Die Ausstellung spannt den weiten Bogen vom Beginn der Kriegsgräberfürsorge in Europa im späten 19. Jahrhundert, über die konkreten Aufgaben, die aus dem massenhaften Sterben in den beiden Weltkriegen erwuchsen, hin zu der „Versöhnung über den Gräbern“ und den heutigen ersten Ansätzen gemeinsamen europäischen Gedenkens.

Die Besucherinnen und Besucher können sich mit insgesamt 21 inhaltlichen Schwerpunkten auseinandersetzen. Auf den Stellwänden finden sich so die Kernarbeitsbereiche und wichtige Etappen der Verbandsgeschichte dargestellt. Dazu gehören beispielsweise die Gründungsphase in der Weimarer Republik und die willige Andienung an das nationalsozialistische Gewaltregime, die Kontinuitäten und Brüche nach 1945 sowie das erweiterte Aufgabenfeld nach der Öffnung Osteuropas. Es geht um die Toten-Umbettung und Identifizierung, Gestaltung von Kriegsgräberstätten, nationale und internationale Workcamps, Spendenaktionen, Initiativen für Friedensarbeit und Fragen der Erinnerungs- und Gedenkkultur.

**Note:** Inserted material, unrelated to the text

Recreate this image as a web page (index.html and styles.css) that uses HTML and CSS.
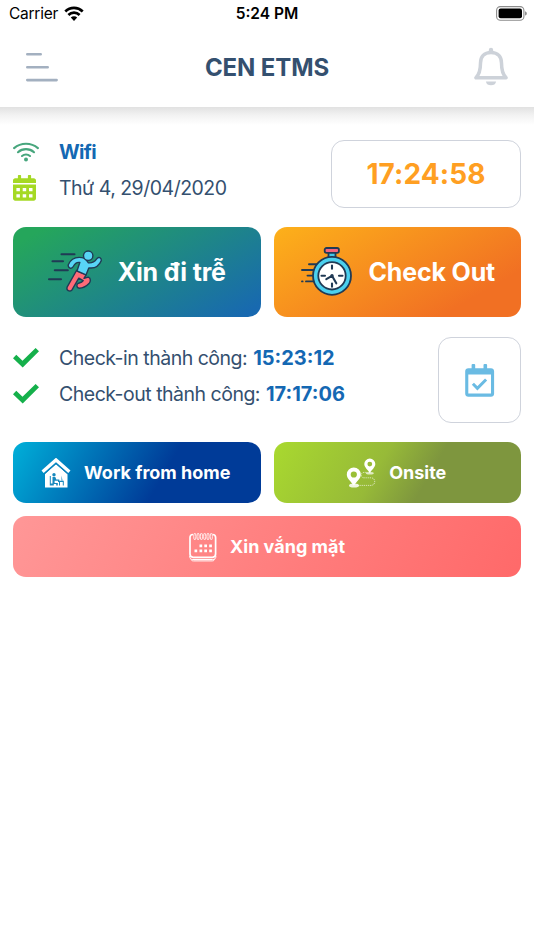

Die  Ausstellung macht deutlich, dass Krieg kein weit entferntes Phänomen ist, sondern sehr rasch real werden kann. Jede Besucherin, jeder Besucher ist vor die ganz persönlichen Fragen gestellt: Was kann ich tun für meine und die kommenden Generationen? Wie kann ich beitragen für ein friedliches Zusammenleben?

Der Gestaltung der gesamten Ausstellung liegt ein einheitliches Grafikkonzept zugrunde, welches die Besucherinnen und Besucher stets in ein unmittelbares Verhältnis zu den Ausstellungsinhalten bringt. Je nach Perspektive nimmt man eine RÜCKBLICK-Position (alle rot eingefärbten Elemente) oder eine AUSBLICK-Position (alle blau eingefärbten Elemente) ein – und kann so die eigene Gegenwart prüfend einbringen. Die Schau mit ihren vielen spannenden Inhalten und Perspektiven verweist auf die Kernkompetenzen des Volksbundes, vor allem aber lässt sie eines deutlich werden, dass alles Tun mit den Lebensgeschichten und Schicksalen vieler einzelner Menschen und ihrer Angehörigen verbunden ist, dass alle Bemühungen letztlich darauf zielen, den Toten ihre Namen zurückzugeben und damit zu Trauerbewältigung und Versöhnung beizutragen.

Krieg ist kein Zustand, den wir in Europa für alle Zeiten überwunden haben. In der Ukraine wird seit mehreren Jahren ein blutiger Konflikt ausgetragen. Nationalistische Kräfte in ganz Europa stellen Menschenrechte und freiheitliche Werte in Frage. Frieden ist immer fragil, nie eine Selbstverständlichkeit, ein Zustand, für den jeden Tag gearbeitet werden muss. „Frieden braucht Mut“, darauf will der Volksbund im 100. Jahr seines Bestehens – auch und ganz besonders mit dieser Ausstellung – hinweisen.